Have you ever thought about how you could better acquire new skills? As we all know, indie making is not all about coding. Building and marketing a product requires a lot of different skills.

While most companies have teams looking after different aspects of the business, being an indie maker often means working solo on your own product. You could of course pay to outsource the work requiring these other skills you don’t have, but it will cost you a lot, especially if you are just starting out.

This is why being an indie maker requires to have at least some level of familiarity in fields of discipline as diverse as UI/UX, sales, marketing, growth hacking, and content writing. This is a lot of work, so how can you learn faster when you only have limited time?

Learning by doing

When I was in high school, I remember playing around with Photoshop and trying to create a design for a logo making contest. I headed to Youtube and found the exact tutorial I needed in order to create the design I had in mind. It was one of these situations where is was much more efficient to learn by doing, rather than trying to learn every single tool in Photoshop and eventually apply everything to a project.

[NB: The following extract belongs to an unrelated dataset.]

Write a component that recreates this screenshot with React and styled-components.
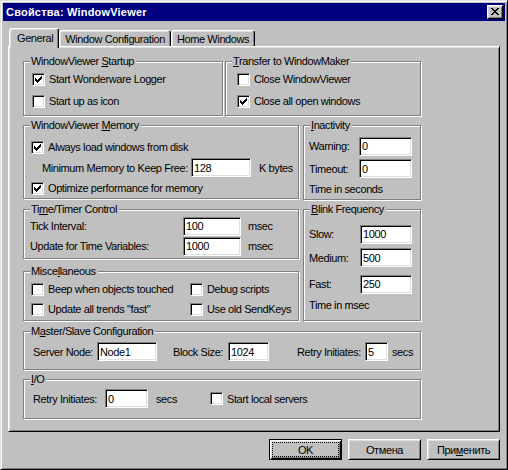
import React from 'react';
import styled, { createGlobalStyle } from 'styled-components';

const GlobalStyle = createGlobalStyle`
  html, body {
    margin: 0;
    padding: 0;
    background: #c0c0c0;
  }
  body {
    font-family: "Liberation Sans", Arial, sans-serif;
    font-size: 11px;
    color: #000;
  }
  * {
    box-sizing: border-box;
  }
`;

const Window = styled.div`
  width: 508px;
  height: 470px;
  background: #c0c0c0;
  border: 1px solid;
  border-color: #dfdfdf #000 #000 #dfdfdf;
  box-shadow: inset 1px 1px #fff, inset -1px -1px #808080;
  padding: 2px;
  display: flex;
  flex-direction: column;
  letter-spacing: -0.4px;
`;

const TitleBar = styled.div`
  height: 18px;
  background: #000080;
  color: #fff;
  font-weight: bold;
  display: flex;
  align-items: center;
  justify-content: space-between;
  padding: 0 2px 0 3px;
  letter-spacing: 0.2px;
`;

const CloseButton = styled.div`
  width: 16px;
  height: 14px;
  background: #c0c0c0;
  border: 1px solid;
  border-color: #fff #000 #000 #fff;
  box-shadow: inset 1px 1px #dfdfdf, inset -1px -1px #808080;
  display: flex;
  align-items: center;
  justify-content: center;
  padding-bottom: 1px;
`;

const TabStrip = styled.div`
  display: flex;
  align-items: flex-end;
  margin: 7px 0 0 6px;
`;

const Tab = styled.div`
  position: relative;
  z-index: ${p => (p.$active ? 1 : 0)};
  height: ${p => (p.$active ? 20 : 16)}px;
  margin-bottom: ${p => (p.$active ? -2 : 0)}px;
  padding: ${p => (p.$active ? '0 5px 2px 7px' : '1px 5px 0 5px')};
  display: flex;
  align-items: center;
  white-space: nowrap;
  background: #c0c0c0;
  border: 1px solid;
  border-bottom: none;
  border-color: #fff #000 transparent #fff;
  border-radius: 3px 3px 0 0;
  box-shadow: inset -1px 0 #808080, inset 1px 1px #dfdfdf;
`;

const Panel = styled.div`
  width: 492px;
  height: 386px;
  margin-left: 5px;
  border: 1px solid;
  border-color: #fff #000 #000 #fff;
  box-shadow: inset 1px 1px #dfdfdf, inset -1px -1px #808080;
  padding: 14px 0 0 14px;
`;

const Content = styled.div`
  width: 398px;
  display: flex;
  flex-direction: column;
`;

const TopRow = styled.div`
  display: flex;
  gap: 2px;
`;

const MidGrid = styled.div`
  display: grid;
  grid-template-columns: 276px 118px;
  column-gap: 4px;
  align-items: start;
  margin-top: 9px;
`;

const Column = styled.div`
  display: flex;
  flex-direction: column;
`;

const Group = styled.div`
  position: relative;
  width: ${p => (p.$w ? `${p.$w}px` : 'auto')};
  height: ${p => p.$h}px;
  margin-top: ${p => p.$mt || 0}px;
  padding: ${p => p.$pt}px 0 0 ${p => p.$pl}px;
  border: 1px solid #808080;
  box-shadow: inset 1px 1px #fff, 1px 1px #fff;
`;

const Legend = styled.span`
  position: absolute;
  top: -7px;
  left: 6px;
  padding: 0 2px 0 1px;
  line-height: 13px;
  background: #c0c0c0;
  white-space: nowrap;
`;

const Row = styled.div`
  display: flex;
  align-items: center;
  height: ${p => p.$h}px;
  padding-left: ${p => p.$indent || 0}px;
  white-space: nowrap;
`;

const CheckGrid = styled.div`
  display: grid;
  grid-template-columns: 159px auto;
  grid-auto-rows: 20px;
  align-items: center;
`;

const Label = styled.span`
  flex: none;
  width: ${p => (p.$w ? `${p.$w}px` : 'auto')};
  margin-left: ${p => p.$ml || 0}px;
  white-space: nowrap;
`;

const Field = styled.input`
  flex: none;
  width: ${p => p.$w}px;
  height: 19px;
  margin: 0;
  padding: 0 0 0 2px;
  font: inherit;
  letter-spacing: inherit;
  color: #000;
  background: #fff;
  border: 1px solid;
  border-color: #808080 #fff #fff #808080;
  box-shadow: inset 1px 1px #000, inset -1px -1px #dfdfdf;
  outline: none;
`;

const CheckItem = styled.label`
  display: flex;
  align-items: center;
  gap: 4px;
  margin-left: ${p => p.$ml || 0}px;
  white-space: nowrap;
`;

const Box = styled.span`
  flex: none;
  width: 13px;
  height: 13px;
  background: #fff;
  border: 1px solid;
  border-color: #808080 #fff #fff #808080;
  box-shadow: inset 1px 1px #000, inset -1px -1px #dfdfdf;
  display: flex;
  align-items: center;
  justify-content: center;
`;

const Footer = styled.div`
  display: flex;
  justify-content: flex-end;
  gap: 6px;
  margin-top: 7px;
  padding-right: 5px;
`;

const Button = styled.div`
  width: 73px;
  height: 21px;
  display: flex;
  align-items: center;
  justify-content: center;
  border: 1px solid;
  border-color: ${p => (p.$default ? '#000' : '#fff #000 #000 #fff')};
  box-shadow: ${p =>
    p.$default
      ? 'inset 1px 1px #fff, inset -1px -1px #000, inset 2px 2px #dfdfdf, inset -2px -2px #808080'
      : 'inset 1px 1px #dfdfdf, inset -1px -1px #808080'};
  padding: 3px;
`;

const Focus = styled.span`
  flex: 1;
  align-self: stretch;
  display: flex;
  align-items: center;
  justify-content: center;
  outline: ${p => (p.$on ? '1px dotted #000' : 'none')};
`;

const CheckMark = () => (
  <svg width="7" height="7" viewBox="0 0 7 7" shapeRendering="crispEdges">
    {[2, 3, 4, 3, 2, 1, 0].map((y, x) => (
      <rect key={x} x={x} y={y} width="1" height="3" fill="#000" />
    ))}
  </svg>
);

const CloseGlyph = () => (
  <svg width="8" height="7" viewBox="0 0 8 7" shapeRendering="crispEdges">
    <rect x="0" y="0" width="2" height="1" />
    <rect x="6" y="0" width="2" height="1" />
    <rect x="1" y="1" width="2" height="1" />
    <rect x="5" y="1" width="2" height="1" />
    <rect x="2" y="2" width="4" height="1" />
    <rect x="3" y="3" width="2" height="1" />
    <rect x="2" y="4" width="4" height="1" />
    <rect x="1" y="5" width="2" height="1" />
    <rect x="5" y="5" width="2" height="1" />
    <rect x="0" y="6" width="2" height="1" />
    <rect x="6" y="6" width="2" height="1" />
  </svg>
);

const Check = ({ checked, children, ml }) => (
  <CheckItem $ml={ml}>
    <Box>{checked && <CheckMark />}</Box>
    <span>{children}</span>
  </CheckItem>
);

const Input = ({ w, value }) => <Field $w={w} value={value} readOnly />;

export default function App() {
  return (
    <>
      <GlobalStyle />
      <Window>
        <TitleBar>
          <span>Свойства: WindowViewer</span>
          <CloseButton>
            <CloseGlyph />
          </CloseButton>
        </TitleBar>

        <TabStrip>
          <Tab $active>General</Tab>
          <Tab>Window Configuration</Tab>
          <Tab>Home Windows</Tab>
        </TabStrip>

        <Panel>
          <Content>
            <TopRow>
              <Group $w={200} $h={55} $pt={6} $pl={8}>
                <Legend>WindowViewer <u>S</u>tartup</Legend>
                <Row $h={22}><Check checked>Start Wonderware Logger</Check></Row>
                <Row $h={22}><Check>Start up as icon</Check></Row>
              </Group>
              <Group $w={196} $h={55} $pt={6} $pl={11}>
                <Legend><u>T</u>ransfer to WindowMaker</Legend>
                <Row $h={22}><Check>Close WindowViewer</Check></Row>
                <Row $h={22}><Check checked>Close all open windows</Check></Row>
              </Group>
            </TopRow>

            <MidGrid>
              <Column>
                <Group $h={74} $pt={11} $pl={7}>
                  <Legend>WindowViewer <u>M</u>emory</Legend>
                  <Row $h={20}><Check checked>Always load windows from disk</Check></Row>
                  <Row $h={21}>
                    <Label $w={149} $ml={11}>Minimum Memory to Keep Free:</Label>
                    <Input w={60} value="128" />
                    <Label $ml={8}>K bytes</Label>
                  </Row>
                  <Row $h={20}><Check checked>Optimize performance for memory</Check></Row>
                </Group>

                <Group $h={50} $mt={10} $pt={6} $pl={6}>
                  <Legend>Ti<u>m</u>e/Timer Control</Legend>
                  <Row $h={20}>
                    <Label $w={153}>Tick Interval:</Label>
                    <Input w={58} value="100" />
                    <Label $ml={7}>msec</Label>
                  </Row>
                  <Row $h={20}>
                    <Label $w={153}>Update for Time Variables:</Label>
                    <Input w={58} value="1000" />
                    <Label $ml={7}>msec</Label>
                  </Row>
                </Group>

                <Group $h={50} $mt={12} $pt={7} $pl={7}>
                  <Legend>Misce<u>l</u>laneous</Legend>
                  <CheckGrid>
                    <Check>Beep when objects touched</Check>
                    <Check>Debug scripts</Check>
                    <Check>Update all trends "fast"</Check>
                    <Check>Use old SendKeys</Check>
                  </CheckGrid>
                </Group>
              </Column>

              <Column>
                <Group $h={75} $pt={9} $pl={5}>
                  <Legend><u>I</u>nactivity</Legend>
                  <Row $h={22}>
                    <Label $w={50}>Warning:</Label>
                    <Input w={53} value="0" />
                  </Row>
                  <Row $h={23}>
                    <Label $w={50}>Timeout:</Label>
                    <Input w={53} value="0" />
                  </Row>
                  <Row $h={18}>Time in seconds</Row>
                </Group>

                <Group $h={112} $mt={9} $pt={12} $pl={5}>
                  <Legend><u>B</u>link Frequency</Legend>
                  <Row $h={24}>
                    <Label $w={51}>Slow:</Label>
                    <Input w={52} value="1000" />
                  </Row>
                  <Row $h={23}>
                    <Label $w={51}>Medium:</Label>
                    <Input w={52} value="500" />
                  </Row>
                  <Row $h={30}>
                    <Label $w={51}>Fast:</Label>
                    <Input w={52} value="250" />
                  </Row>
                  <Row $h={12}>Time in msec</Row>
                </Group>
              </Column>
            </MidGrid>

            <Group $h={39} $mt={10} $pt={10} $pl={9}>
              <Legend>M<u>a</u>ster/Slave Configuration</Legend>
              <Row $h={19}>
                <Label $w={64}>Server Node:</Label>
                <Input w={60} value="Node1" />
                <Label $w={55} $ml={16}>Block Size:</Label>
                <Input w={41} value="1024" />
                <Label $w={68} $ml={28}>Retry Initiates:</Label>
                <Input w={23} value="5" />
                <Label $ml={4}>secs</Label>
              </Row>
            </Group>

            <Group $h={40} $mt={9} $pt={9} $pl={9}>
              <Legend><u>I</u>/O</Legend>
              <Row $h={19}>
                <Label $w={72}>Retry Initiates:</Label>
                <Input w={43} value="0" />
                <Label $w={54} $ml={8}>secs</Label>
                <Check>Start local servers</Check>
              </Row>
            </Group>
          </Content>
        </Panel>

        <Footer>
          <Button $default><Focus $on>OK</Focus></Button>
          <Button><Focus>Отмена</Focus></Button>
          <Button><Focus>При<u>м</u>енить</Focus></Button>
        </Footer>
      </Window>
    </>
  );
}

In coding and programming, I have made some silly mistakes early in my career, trying to finish an online tutorial about PHP which was about 200 videos. I did finish the videos, which took me multiple sessions, but I didn’t make any progress on the project that I was working on at the time. It felt like I was productive because I finished all of the videos, but it was an illusion: I was actually procrastinating.

Let’s borrow our criteria for judging what is the best way to acquire new skills from the book by Daniel Coyle The Little Book of Talent, a manual for improving skills with scientifically-proven tips for getting better at sports, music, art, and business. The author provides a framework on how to properly measure the effectiveness of learning and practicing. He called it the R.E.P.S gauge.

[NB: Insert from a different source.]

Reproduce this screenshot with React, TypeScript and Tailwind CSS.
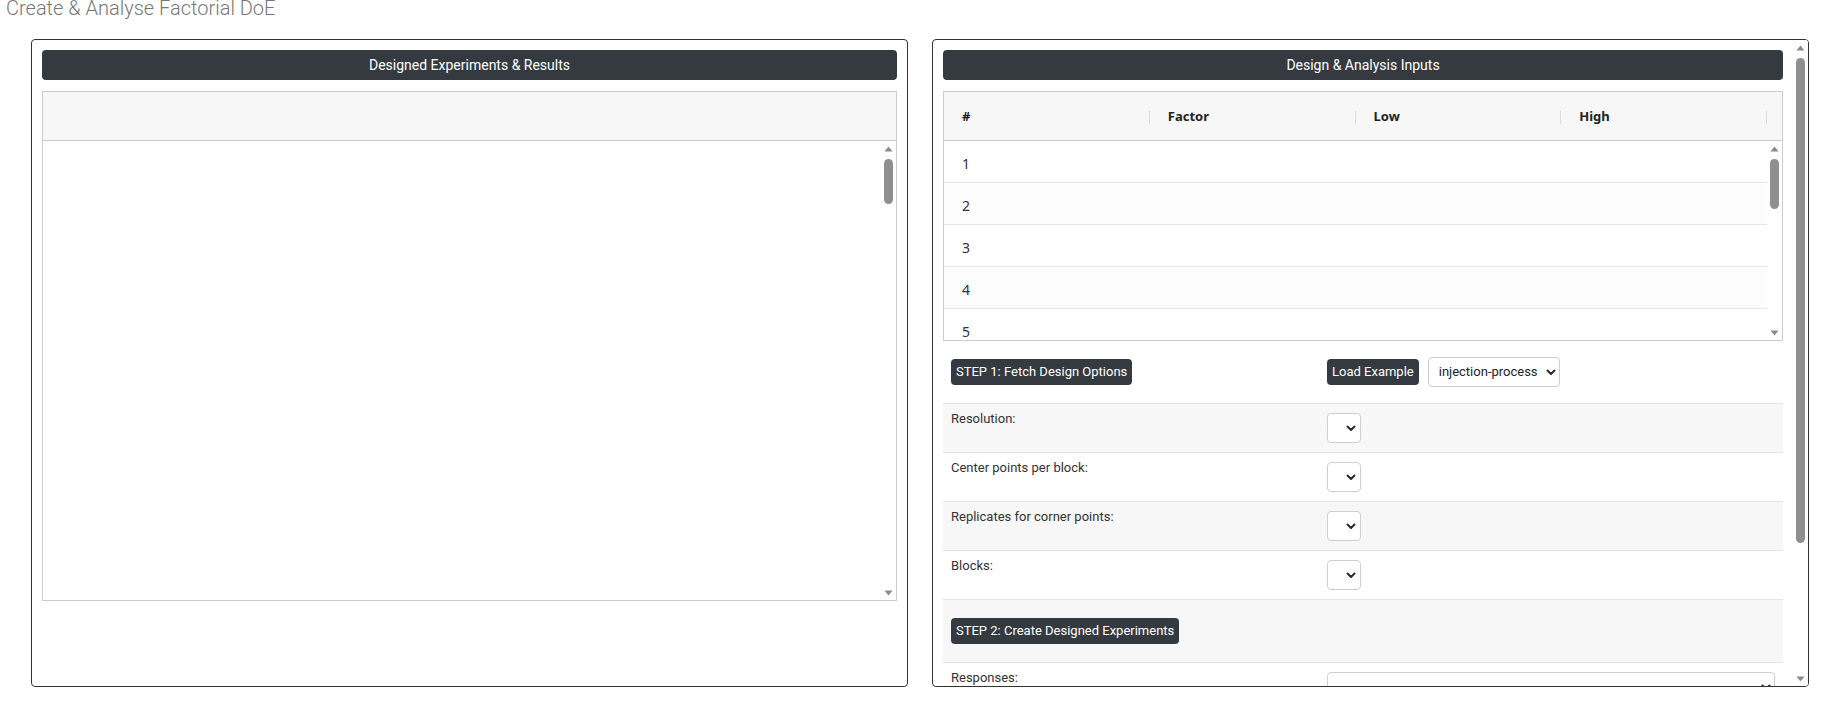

  • Reaching and repeating – are you pushed repeatedly into your sweet spot?
  • Engagement – are you interested and emotionally immersed?
  • Purposefulness – does it target the specific thing you want to learn?
  • Strong, speedy feedback – does it clearly tell you how you did and how to improve?

Learn through tutorials

This kind of learnings requires other people/teacher to directly tell you about what you should do and don’t. They will in theory provide all of the things that you need in order to get the fundamentals. But in terms of reaching and repeating, learning through tutorials provides a little feedback since you are just following what your teacher sayings.

In terms of engagement, it depends on the course that you are taking. But it’s rare to find online tutorials that explain things so well that you will not get bored. In terms of purposefulness, going through tutorials will give you a lot of topics but they might not be the ones that you are actually interested in.

Finally, regarding the last criteria — strong, speedy feedback — online tutorials will only give you weak feedback since you are just following along.

Building your own products

Building your own things requires a lot of courage, trial, and error in order to create something meaningful. Let’s measure how you building your own products can help you acquire new skills using the R.E.P.S gauge.

Reaching and repeating – you are getting pushed repeatedly in your sweat spot since you are actually building something using your knowledge.

Engagement – which measures if you are emotionally immersed. This does happen when you get stuck and struggle in trying to make your product work. Your next action is usually to look for answers online, which counts as active exploration. You can also ask for advice in the makers’ community, which will make you more emotionally connected.

Purposefulness – does it target the specific thing you want to improve on? Yes again, since you are actually building a product which addresses problems that need to be solved, and requires specific skills in order to make it happen.

Strong, speedy feedback — does it clearly tell you how you did and how to improve? Yes, because when you build your own products you will be able to see straight away the progress you are making and to use the new skills you just acquired. When you start building your own products as an indie maker, you can start with what you know to build the project, and pick up the other skills as you go.

This is the concept of “just-in-time learning”; the idea is to just learn something when you actually need it rather than going through a lot of tutorials and saying to yourself that you will learn this “just in case” you will need it. The “just-in-time” strategy is really helpful since you are not consuming too much content and just learning things you need to in order to move your project forward.

In conclusion, going through online tutorials is good especially if you are completely new in making, since it will give you some level of familiarity about the journey you are about to start. But don’t spend too long going through tutorials, since it will become a form of procrastination on actually shipping your products. Once you passed the initial phase of getting the fundamentals, it is more efficient to start building your own products. It will accelerate your learning and acquisition of new skills.

Time and money are precious as an indie maker. Try “just-in-time” rather than “just-in-case” learning.